_JOB:_ Give the listing again exactly, omitting its images.

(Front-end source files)
** Start **
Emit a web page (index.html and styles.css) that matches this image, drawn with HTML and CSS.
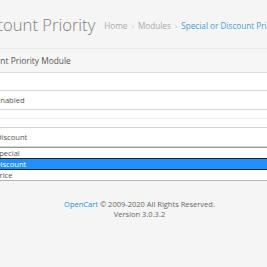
FILE: index.html
```html
<!DOCTYPE html>
<html lang="en">
<head>
    <meta charset="UTF-8">
    <meta name="viewport" content="width=device-width, initial-scale=1.0">
    <title>Special or Discount Priority</title>
    <link rel="stylesheet" href="styles.css">
</head>
<body>
    <div class="page">
        <div class="page-header">
            <h1>Discount Priority</h1>
            <ul class="breadcrumb">
                <li><a href="#">Home</a></li>
                <li><a href="#">Modules</a></li>
                <li><a href="#" class="active">Special or Discount Priority</a></li>
            </ul>
        </div>

        <div class="panel">
            <div class="panel-heading">Discount Priority Module</div>
            <div class="panel-body">
                <div class="form-group">
                    <div class="select">Enabled</div>
                </div>
                <div class="form-group">
                    <div class="select">Discount</div>
                    <ul class="dropdown">
                        <li>Special</li>
                        <li class="selected">Discount</li>
                        <li>Price</li>
                    </ul>
                </div>
            </div>
        </div>

        <footer class="footer">
            <a href="#">OpenCart</a> &copy; 2009-2020 All Rights Reserved.<br>
            Version 3.0.3.2
        </footer>
    </div>
</body>
</html>
```

FILE: styles.css
```css
body {
    margin: 0;
    background-color: #f5f5f5;
    font-family: "Open Sans", sans-serif;
    color: #666;
    overflow: hidden;
}
.page {
    width: 267px;
}
.page-header {
    height: 48px;
    display: flex;
    align-items: center;
    border-bottom: 1px solid #e9e9e9;
    white-space: nowrap;
}
h1 {
    margin: 0 0 0 -28px;
    font-size: 16.6px;
    font-weight: 300;
    color: #808080;
}
.breadcrumb {
    display: flex;
    list-style: none;
    margin: 3px 0 0 9px;
    padding: 0;
    font-size: 8.2px;
}
.breadcrumb li + li:before {
    content: "\203A";
    color: #ccc;
    padding: 0 4px;
}
.breadcrumb a {
    color: #aaa;
    text-decoration: none;
}
.breadcrumb a.active {
    color: #4a9bd1;
}
.panel {
    background-color: #fff;
}
.panel-heading {
    height: 23px;
    line-height: 23px;
    background-color: #f6f6f6;
    border-bottom: 1px solid #dcdcdc;
    font-size: 8.4px;
    color: #555;
    text-indent: -26px;
    white-space: nowrap;
    overflow: hidden;
}
.panel-body {
    padding-top: 17px;
}
.form-group + .form-group {
    border-top: 1px solid #ececec;
    margin-top: 8px;
    padding-top: 8px;
}
.select,
.dropdown {
    margin: 0 -10px;
}
.select,
.dropdown li {
    font-size: 7.6px;
    color: #555;
    text-indent: 5px;
    white-space: nowrap;
    overflow: hidden;
}
.select {
    height: 18px;
    line-height: 18px;
    border: 1px solid #d4d4d4;
}
.dropdown {
    list-style: none;
    padding: 0;
    border-top: 1px solid #9a9a9a;
    border-bottom: 1px solid #b4b4b4;
}
.dropdown li {
    height: 10px;
    line-height: 10px;
}
.dropdown li.selected {
    background-color: #1e90ff;
    color: #fff;
    border-top: 1px solid #222;
    border-bottom: 1px solid #222;
}
.footer {
    padding: 18px 0 0 12px;
    text-align: center;
    font-size: 7.5px;
    line-height: 10px;
    color: #666;
}
.footer a {
    color: #1e91cf;
    text-decoration: none;
}
```
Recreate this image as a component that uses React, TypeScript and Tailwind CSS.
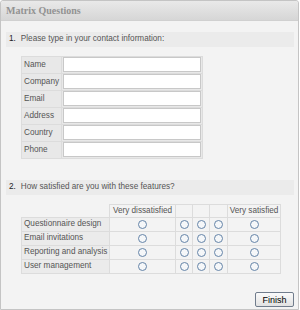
** End **
_ANSWER TO THIS EXERCISE:_
Emit a web page (index.html and styles.css) that matches this image, drawn with HTML and CSS.
FILE: index.html
```html
<!DOCTYPE html>
<html lang="en">
<head>
    <meta charset="UTF-8">
    <meta name="viewport" content="width=device-width, initial-scale=1.0">
    <title>Special or Discount Priority</title>
    <link rel="stylesheet" href="styles.css">
</head>
<body>
    <div class="page">
        <div class="page-header">
            <h1>Discount Priority</h1>
            <ul class="breadcrumb">
                <li><a href="#">Home</a></li>
                <li><a href="#">Modules</a></li>
                <li><a href="#" class="active">Special or Discount Priority</a></li>
            </ul>
        </div>

        <div class="panel">
            <div class="panel-heading">Discount Priority Module</div>
            <div class="panel-body">
                <div class="form-group">
                    <div class="select">Enabled</div>
                </div>
                <div class="form-group">
                    <div class="select">Discount</div>
                    <ul class="dropdown">
                        <li>Special</li>
                        <li class="selected">Discount</li>
                        <li>Price</li>
                    </ul>
                </div>
            </div>
        </div>

        <footer class="footer">
            <a href="#">OpenCart</a> &copy; 2009-2020 All Rights Reserved.<br>
            Version 3.0.3.2
        </footer>
    </div>
</body>
</html>
```

FILE: styles.css
```css
body {
    margin: 0;
    background-color: #f5f5f5;
    font-family: "Open Sans", sans-serif;
    color: #666;
    overflow: hidden;
}
.page {
    width: 267px;
}
.page-header {
    height: 48px;
    display: flex;
    align-items: center;
    border-bottom: 1px solid #e9e9e9;
    white-space: nowrap;
}
h1 {
    margin: 0 0 0 -28px;
    font-size: 16.6px;
    font-weight: 300;
    color: #808080;
}
.breadcrumb {
    display: flex;
    list-style: none;
    margin: 3px 0 0 9px;
    padding: 0;
    font-size: 8.2px;
}
.breadcrumb li + li:before {
    content: "\203A";
    color: #ccc;
    padding: 0 4px;
}
.breadcrumb a {
    color: #aaa;
    text-decoration: none;
}
.breadcrumb a.active {
    color: #4a9bd1;
}
.panel {
    background-color: #fff;
}
.panel-heading {
    height: 23px;
    line-height: 23px;
    background-color: #f6f6f6;
    border-bottom: 1px solid #dcdcdc;
    font-size: 8.4px;
    color: #555;
    text-indent: -26px;
    white-space: nowrap;
    overflow: hidden;
}
.panel-body {
    padding-top: 17px;
}
.form-group + .form-group {
    border-top: 1px solid #ececec;
    margin-top: 8px;
    padding-top: 8px;
}
.select,
.dropdown {
    margin: 0 -10px;
}
.select,
.dropdown li {
    font-size: 7.6px;
    color: #555;
    text-indent: 5px;
    white-space: nowrap;
    overflow: hidden;
}
.select {
    height: 18px;
    line-height: 18px;
    border: 1px solid #d4d4d4;
}
.dropdown {
    list-style: none;
    padding: 0;
    border-top: 1px solid #9a9a9a;
    border-bottom: 1px solid #b4b4b4;
}
.dropdown li {
    height: 10px;
    line-height: 10px;
}
.dropdown li.selected {
    background-color: #1e90ff;
    color: #fff;
    border-top: 1px solid #222;
    border-bottom: 1px solid #222;
}
.footer {
    padding: 18px 0 0 12px;
    text-align: center;
    font-size: 7.5px;
    line-height: 10px;
    color: #666;
}
.footer a {
    color: #1e91cf;
    text-decoration: none;
}
```
Recreate this image as a component that uses React, TypeScript and Tailwind CSS.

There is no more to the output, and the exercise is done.